In der Dekadenz in Brixen ist Hosea Ratschiller zu Gast (8.11.). „Witz mit Eleganz für ein Aufatmen im permanenten Schock“, so beschreibt er sein Programm. Ausgehen tut er dabei von einer Frage seiner Tochter, die wissen möchte, was das Besondere an Österreich sei. Und schon ist der Papi überfragt. Von Klima und Zeitenwende war da noch gar keine Rede. Ein entfesselter Abend über Heimat, Menschenwürde und Zugbegleiter. Auch Christoph und Lollo (22.11.) stellen sich eine Frage, und zwar eine inflationäre: „Na, alles gut?“ – „Ja, alles gut“. Wann wurde „alles gut“ zu einer strapazierten Beschwörungsformel? Wahrscheinlich irgendwann zwischen dem Klopapierhamstern, dem Influencer-Wahnsinn und all den anderen Katastrophen. Dabei: Es ist nicht alles gut! Aber eine gute Nachricht gibt es: Christoph & Lollo haben der absurden Gegenwart einiges entgegenzusetzen. Warum? Weil es ja sonst niemand macht. Kurz vor Schluss kommt noch Xaver Schumacher mit „Das Orakel von Selfie“ an die Reihe (29.11.). Antike Sagen werden von ihm ins Heute geholt. So wird die Medusa zur metoosa, der trojanische Krieg zur Geburtsstunde des Massentourismus und Sisyphos quält sich mit online-Buchungen. Schumachers Religionsbekenntnis: griechisch-mythologisch. Doch seine Rituale und Orgien stoßen nicht immer auf Verständnis.

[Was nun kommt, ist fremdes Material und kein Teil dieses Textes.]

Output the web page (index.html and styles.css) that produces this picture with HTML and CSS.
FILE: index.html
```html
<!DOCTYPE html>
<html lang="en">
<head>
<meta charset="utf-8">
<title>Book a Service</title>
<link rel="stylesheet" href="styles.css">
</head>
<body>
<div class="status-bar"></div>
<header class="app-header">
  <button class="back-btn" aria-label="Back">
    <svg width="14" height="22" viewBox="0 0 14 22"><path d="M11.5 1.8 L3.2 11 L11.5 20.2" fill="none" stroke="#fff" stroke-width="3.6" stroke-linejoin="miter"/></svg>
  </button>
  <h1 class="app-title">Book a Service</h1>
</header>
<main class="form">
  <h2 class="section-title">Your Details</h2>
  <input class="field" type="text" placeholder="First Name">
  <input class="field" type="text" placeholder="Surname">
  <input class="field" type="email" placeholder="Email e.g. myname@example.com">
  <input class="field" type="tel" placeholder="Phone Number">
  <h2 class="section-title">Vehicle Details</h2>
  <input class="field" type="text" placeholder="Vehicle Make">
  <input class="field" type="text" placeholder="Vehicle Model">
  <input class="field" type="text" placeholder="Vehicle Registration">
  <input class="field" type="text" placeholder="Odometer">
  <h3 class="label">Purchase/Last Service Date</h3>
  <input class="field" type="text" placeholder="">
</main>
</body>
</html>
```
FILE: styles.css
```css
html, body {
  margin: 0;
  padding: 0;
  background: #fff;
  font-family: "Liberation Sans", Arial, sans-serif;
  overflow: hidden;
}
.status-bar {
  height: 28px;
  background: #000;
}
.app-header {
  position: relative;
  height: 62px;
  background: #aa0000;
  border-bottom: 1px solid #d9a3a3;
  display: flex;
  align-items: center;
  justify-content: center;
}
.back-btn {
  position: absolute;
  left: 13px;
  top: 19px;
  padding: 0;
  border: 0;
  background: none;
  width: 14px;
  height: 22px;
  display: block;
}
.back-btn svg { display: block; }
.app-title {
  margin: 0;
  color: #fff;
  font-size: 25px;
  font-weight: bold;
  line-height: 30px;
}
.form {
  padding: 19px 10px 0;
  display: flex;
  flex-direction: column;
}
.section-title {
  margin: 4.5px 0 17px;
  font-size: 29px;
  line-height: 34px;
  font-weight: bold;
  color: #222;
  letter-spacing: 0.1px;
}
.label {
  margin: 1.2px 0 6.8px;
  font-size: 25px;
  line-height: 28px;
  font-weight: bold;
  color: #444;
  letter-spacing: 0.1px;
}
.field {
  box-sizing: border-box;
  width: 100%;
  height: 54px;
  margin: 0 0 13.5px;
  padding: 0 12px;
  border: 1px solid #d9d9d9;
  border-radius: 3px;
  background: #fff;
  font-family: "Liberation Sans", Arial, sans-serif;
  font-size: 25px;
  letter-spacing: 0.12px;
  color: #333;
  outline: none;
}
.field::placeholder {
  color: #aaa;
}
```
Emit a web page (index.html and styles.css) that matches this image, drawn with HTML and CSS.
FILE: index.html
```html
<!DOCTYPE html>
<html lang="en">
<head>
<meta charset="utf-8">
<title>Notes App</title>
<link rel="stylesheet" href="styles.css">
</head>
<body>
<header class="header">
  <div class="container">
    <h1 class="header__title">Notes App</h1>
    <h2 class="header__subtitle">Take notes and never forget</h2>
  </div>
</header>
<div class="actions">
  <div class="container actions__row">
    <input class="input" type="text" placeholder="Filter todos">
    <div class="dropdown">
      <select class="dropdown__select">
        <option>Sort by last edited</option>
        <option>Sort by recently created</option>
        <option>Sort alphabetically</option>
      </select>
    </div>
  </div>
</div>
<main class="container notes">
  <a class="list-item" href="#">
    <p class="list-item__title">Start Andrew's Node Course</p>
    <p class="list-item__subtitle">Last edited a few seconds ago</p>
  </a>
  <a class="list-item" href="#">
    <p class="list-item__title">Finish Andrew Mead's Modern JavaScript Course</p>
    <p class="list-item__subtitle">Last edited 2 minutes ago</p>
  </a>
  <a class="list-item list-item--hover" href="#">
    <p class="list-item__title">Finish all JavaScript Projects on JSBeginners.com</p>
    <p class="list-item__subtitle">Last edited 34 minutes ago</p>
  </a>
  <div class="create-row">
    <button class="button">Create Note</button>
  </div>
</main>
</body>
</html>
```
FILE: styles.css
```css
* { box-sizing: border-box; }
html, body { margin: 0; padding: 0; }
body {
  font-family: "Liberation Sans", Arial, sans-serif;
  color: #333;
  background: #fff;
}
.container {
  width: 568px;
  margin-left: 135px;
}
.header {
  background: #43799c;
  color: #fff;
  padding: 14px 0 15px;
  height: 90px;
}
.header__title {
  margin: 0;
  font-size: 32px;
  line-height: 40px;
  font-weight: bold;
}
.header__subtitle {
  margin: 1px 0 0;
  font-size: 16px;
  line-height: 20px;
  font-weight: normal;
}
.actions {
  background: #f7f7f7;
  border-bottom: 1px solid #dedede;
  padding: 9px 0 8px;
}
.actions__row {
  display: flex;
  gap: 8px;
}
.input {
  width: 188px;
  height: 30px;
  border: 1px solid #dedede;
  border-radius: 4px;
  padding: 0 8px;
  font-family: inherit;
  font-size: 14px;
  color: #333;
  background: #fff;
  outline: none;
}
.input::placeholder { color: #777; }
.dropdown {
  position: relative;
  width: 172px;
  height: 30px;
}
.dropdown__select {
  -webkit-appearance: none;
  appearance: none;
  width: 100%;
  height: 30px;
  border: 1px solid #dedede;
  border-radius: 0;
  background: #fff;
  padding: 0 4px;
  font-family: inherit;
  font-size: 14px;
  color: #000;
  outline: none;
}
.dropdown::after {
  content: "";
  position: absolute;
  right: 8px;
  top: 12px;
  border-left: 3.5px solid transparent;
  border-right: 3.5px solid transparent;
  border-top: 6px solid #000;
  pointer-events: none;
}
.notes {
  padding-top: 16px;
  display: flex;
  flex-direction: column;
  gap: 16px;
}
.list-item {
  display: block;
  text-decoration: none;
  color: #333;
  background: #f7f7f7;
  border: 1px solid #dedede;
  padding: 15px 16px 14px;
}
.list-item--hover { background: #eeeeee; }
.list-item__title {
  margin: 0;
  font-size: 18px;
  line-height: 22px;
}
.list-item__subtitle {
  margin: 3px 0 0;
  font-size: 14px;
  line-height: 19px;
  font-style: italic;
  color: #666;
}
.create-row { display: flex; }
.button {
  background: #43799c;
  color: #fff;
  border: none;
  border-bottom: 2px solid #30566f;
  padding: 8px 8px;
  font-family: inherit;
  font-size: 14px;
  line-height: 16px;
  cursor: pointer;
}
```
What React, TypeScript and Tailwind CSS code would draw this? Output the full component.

Hoch oben im Norden, bei der Stadtbühne Sterzing, steht Die Niere auf dem Programm (ab 2.11.). Kathrin bräuchte sie dringend, eine neue Niere. Ihr Mann Arnold hat dieselbe Blutgruppe, doch ist er auch bereit, zu spenden? Er zögert. Als sich dann aber beider Freund Götz ohne Zustimmung seiner Frau sofort bereit erklärt, als Spender einzuspringen, bricht ein regelrechter Kampf aus – um das Organ und um das Gleichgewicht zwischen den Paaren. So manch verborgene Herzensangelegenheit wird aufgedeckt und dabei ist eines sicher: „Die Niere“ lässt niemanden kalt.